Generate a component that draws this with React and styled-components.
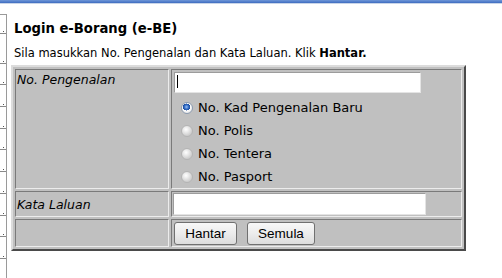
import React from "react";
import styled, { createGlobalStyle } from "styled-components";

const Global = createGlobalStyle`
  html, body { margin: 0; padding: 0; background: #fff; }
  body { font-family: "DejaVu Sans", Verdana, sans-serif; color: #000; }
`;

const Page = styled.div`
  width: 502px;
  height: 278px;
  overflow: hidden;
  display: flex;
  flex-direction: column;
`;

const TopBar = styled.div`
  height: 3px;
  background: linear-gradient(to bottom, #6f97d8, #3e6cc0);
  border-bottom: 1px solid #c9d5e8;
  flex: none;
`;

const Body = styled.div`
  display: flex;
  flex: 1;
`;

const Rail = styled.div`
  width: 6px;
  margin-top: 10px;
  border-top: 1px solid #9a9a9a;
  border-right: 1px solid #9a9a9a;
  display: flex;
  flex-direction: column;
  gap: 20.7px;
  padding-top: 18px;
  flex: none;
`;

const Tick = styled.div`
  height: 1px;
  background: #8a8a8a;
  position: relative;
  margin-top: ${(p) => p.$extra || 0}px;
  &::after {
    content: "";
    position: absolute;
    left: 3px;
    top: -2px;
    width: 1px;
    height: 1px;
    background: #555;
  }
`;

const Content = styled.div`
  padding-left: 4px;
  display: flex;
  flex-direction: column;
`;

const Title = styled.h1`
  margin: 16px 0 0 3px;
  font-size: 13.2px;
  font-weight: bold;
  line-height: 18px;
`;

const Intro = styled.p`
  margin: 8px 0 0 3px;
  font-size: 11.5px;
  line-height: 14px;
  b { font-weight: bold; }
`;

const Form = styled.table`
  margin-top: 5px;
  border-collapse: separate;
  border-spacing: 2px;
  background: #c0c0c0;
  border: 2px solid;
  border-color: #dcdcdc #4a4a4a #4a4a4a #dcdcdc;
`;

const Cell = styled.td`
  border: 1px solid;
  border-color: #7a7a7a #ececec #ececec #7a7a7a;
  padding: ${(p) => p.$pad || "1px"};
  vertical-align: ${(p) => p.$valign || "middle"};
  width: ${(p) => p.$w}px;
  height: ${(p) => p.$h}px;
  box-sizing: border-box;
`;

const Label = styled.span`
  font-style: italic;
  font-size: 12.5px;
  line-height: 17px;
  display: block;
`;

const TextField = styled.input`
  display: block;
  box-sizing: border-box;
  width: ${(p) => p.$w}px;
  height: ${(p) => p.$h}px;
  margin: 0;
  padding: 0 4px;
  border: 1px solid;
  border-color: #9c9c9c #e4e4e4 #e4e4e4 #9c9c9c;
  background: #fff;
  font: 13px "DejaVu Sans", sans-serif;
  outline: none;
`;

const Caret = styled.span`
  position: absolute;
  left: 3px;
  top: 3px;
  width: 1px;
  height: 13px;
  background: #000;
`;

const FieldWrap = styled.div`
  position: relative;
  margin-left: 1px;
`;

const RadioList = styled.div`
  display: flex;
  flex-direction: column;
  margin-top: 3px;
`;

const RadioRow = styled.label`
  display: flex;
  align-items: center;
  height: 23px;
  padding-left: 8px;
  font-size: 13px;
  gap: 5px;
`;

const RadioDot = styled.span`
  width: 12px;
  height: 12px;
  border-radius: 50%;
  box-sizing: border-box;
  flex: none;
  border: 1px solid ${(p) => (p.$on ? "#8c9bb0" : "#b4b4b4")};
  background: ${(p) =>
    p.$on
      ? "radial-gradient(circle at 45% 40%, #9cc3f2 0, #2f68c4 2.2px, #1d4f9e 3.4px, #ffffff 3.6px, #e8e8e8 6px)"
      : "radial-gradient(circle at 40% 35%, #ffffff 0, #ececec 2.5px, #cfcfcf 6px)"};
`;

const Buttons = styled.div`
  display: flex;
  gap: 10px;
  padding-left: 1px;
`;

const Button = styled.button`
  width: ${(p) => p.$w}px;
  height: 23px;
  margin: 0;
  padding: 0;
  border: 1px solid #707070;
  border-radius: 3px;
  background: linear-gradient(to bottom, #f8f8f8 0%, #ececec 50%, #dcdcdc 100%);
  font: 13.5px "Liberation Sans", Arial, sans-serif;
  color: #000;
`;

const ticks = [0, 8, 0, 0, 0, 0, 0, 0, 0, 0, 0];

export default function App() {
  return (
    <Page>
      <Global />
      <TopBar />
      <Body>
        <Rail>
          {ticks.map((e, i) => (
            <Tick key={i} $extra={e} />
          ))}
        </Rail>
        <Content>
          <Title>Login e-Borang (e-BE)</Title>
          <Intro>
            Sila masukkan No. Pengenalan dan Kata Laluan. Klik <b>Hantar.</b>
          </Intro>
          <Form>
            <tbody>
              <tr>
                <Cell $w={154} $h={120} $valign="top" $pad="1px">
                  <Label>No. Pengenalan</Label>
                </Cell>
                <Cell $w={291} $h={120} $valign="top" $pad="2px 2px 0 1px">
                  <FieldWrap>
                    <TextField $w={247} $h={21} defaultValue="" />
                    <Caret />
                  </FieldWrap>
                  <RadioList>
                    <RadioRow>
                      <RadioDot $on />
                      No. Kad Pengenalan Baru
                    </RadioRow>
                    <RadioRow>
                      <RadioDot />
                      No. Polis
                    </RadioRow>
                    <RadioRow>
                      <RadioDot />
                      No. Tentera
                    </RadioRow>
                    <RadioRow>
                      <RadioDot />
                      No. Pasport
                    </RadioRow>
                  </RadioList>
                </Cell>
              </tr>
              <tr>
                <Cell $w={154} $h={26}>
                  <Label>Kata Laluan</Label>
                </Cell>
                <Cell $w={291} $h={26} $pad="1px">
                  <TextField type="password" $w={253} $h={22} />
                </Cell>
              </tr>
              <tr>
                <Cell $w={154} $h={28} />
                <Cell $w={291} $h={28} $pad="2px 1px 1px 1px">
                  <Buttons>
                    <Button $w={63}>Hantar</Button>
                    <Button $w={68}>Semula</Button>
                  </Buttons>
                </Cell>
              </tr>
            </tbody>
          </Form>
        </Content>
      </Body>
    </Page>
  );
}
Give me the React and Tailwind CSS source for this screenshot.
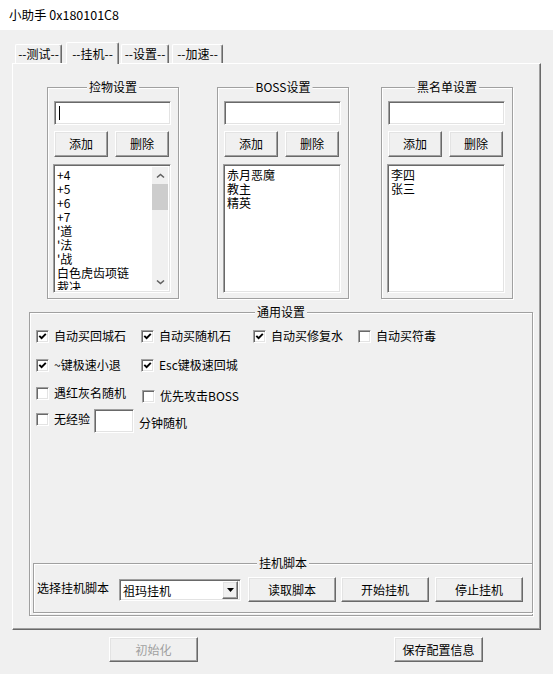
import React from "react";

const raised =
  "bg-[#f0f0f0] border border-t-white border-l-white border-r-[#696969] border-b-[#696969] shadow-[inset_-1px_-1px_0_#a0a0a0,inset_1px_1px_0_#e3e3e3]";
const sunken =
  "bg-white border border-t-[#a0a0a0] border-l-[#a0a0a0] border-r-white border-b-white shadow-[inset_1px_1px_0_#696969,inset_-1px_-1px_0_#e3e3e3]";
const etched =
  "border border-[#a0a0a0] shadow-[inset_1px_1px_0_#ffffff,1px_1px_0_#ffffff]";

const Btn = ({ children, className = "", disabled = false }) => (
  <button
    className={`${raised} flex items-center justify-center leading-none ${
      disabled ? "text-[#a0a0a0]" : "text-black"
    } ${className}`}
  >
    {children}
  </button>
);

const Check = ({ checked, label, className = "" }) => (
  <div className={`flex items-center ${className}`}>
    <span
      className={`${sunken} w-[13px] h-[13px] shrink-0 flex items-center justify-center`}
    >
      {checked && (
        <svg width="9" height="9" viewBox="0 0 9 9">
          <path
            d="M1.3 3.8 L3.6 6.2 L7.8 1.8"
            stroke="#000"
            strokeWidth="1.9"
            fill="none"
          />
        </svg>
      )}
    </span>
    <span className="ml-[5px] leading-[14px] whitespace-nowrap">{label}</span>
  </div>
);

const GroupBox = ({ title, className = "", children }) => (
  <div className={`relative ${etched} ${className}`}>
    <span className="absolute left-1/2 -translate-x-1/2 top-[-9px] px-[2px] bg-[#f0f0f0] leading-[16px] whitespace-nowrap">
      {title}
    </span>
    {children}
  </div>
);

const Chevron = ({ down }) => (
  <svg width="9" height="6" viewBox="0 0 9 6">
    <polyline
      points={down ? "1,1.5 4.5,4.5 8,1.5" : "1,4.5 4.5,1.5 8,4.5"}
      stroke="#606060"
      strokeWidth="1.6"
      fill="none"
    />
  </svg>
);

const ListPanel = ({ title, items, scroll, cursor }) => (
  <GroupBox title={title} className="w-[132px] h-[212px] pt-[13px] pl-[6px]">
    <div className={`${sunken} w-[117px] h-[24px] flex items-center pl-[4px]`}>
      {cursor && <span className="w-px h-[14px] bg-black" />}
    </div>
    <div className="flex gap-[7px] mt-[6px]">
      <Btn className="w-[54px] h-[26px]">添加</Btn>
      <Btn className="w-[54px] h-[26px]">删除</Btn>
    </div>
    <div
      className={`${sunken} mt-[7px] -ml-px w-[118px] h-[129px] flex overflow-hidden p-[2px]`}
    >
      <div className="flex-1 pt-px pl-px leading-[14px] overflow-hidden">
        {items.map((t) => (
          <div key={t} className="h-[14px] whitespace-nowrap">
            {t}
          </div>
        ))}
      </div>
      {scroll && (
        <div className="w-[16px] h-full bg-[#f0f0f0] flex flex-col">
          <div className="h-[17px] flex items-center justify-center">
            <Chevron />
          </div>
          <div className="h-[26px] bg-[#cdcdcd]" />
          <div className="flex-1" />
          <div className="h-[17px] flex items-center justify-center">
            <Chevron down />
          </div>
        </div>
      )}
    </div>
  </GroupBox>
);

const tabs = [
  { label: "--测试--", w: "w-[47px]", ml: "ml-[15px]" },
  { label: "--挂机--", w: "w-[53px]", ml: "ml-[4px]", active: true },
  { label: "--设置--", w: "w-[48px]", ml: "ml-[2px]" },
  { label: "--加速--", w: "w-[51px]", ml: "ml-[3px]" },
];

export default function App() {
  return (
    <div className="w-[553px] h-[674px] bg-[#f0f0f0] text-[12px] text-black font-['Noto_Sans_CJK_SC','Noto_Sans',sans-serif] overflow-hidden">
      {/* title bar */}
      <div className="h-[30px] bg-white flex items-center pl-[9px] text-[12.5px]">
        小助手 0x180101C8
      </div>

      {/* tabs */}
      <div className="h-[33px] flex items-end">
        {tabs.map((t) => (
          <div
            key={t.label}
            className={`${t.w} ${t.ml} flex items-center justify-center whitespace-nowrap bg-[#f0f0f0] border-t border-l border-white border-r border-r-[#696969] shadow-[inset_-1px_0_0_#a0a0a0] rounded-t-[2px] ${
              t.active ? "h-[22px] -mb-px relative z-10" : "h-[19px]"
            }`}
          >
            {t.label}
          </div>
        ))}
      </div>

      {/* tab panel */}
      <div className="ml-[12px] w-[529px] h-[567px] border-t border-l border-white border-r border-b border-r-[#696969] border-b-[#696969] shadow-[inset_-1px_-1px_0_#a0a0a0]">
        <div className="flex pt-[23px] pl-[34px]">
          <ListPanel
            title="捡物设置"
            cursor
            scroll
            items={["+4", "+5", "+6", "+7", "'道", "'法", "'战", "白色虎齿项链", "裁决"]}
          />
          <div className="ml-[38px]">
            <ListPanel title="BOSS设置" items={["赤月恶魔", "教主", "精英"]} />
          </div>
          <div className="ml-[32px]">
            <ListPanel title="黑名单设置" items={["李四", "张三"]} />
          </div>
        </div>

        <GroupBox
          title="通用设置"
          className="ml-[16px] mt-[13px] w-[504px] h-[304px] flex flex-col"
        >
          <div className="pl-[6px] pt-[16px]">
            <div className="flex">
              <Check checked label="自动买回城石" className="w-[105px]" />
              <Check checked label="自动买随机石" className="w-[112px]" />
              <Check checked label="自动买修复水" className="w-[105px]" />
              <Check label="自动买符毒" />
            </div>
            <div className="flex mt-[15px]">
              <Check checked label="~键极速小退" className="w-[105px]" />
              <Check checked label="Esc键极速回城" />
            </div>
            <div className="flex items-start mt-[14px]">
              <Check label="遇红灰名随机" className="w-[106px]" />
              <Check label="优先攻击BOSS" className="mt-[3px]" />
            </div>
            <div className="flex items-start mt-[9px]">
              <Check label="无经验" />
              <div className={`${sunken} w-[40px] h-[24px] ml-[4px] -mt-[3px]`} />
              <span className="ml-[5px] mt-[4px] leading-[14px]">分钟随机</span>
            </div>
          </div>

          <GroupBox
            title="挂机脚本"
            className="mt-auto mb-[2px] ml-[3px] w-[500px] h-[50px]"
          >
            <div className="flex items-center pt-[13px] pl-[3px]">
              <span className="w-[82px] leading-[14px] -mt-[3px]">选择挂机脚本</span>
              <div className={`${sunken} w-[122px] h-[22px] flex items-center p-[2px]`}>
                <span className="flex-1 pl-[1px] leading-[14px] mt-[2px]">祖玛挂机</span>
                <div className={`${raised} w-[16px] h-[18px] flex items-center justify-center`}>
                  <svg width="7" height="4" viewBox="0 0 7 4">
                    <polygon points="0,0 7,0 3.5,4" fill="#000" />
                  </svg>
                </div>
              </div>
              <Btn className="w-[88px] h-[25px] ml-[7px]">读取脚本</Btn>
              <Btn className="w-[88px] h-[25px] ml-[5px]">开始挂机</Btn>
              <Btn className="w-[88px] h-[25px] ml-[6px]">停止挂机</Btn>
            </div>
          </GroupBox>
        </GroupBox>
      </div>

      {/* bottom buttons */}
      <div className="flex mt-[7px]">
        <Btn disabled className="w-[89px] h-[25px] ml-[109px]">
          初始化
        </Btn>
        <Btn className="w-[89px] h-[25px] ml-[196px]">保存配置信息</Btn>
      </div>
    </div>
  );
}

::::

> [Problem]
Lines that hold "components" are the ones to copy; find all of them.

> [Worked answer]
Generate a component that draws this with React and styled-components.
import styled, { createGlobalStyle } from "styled-components";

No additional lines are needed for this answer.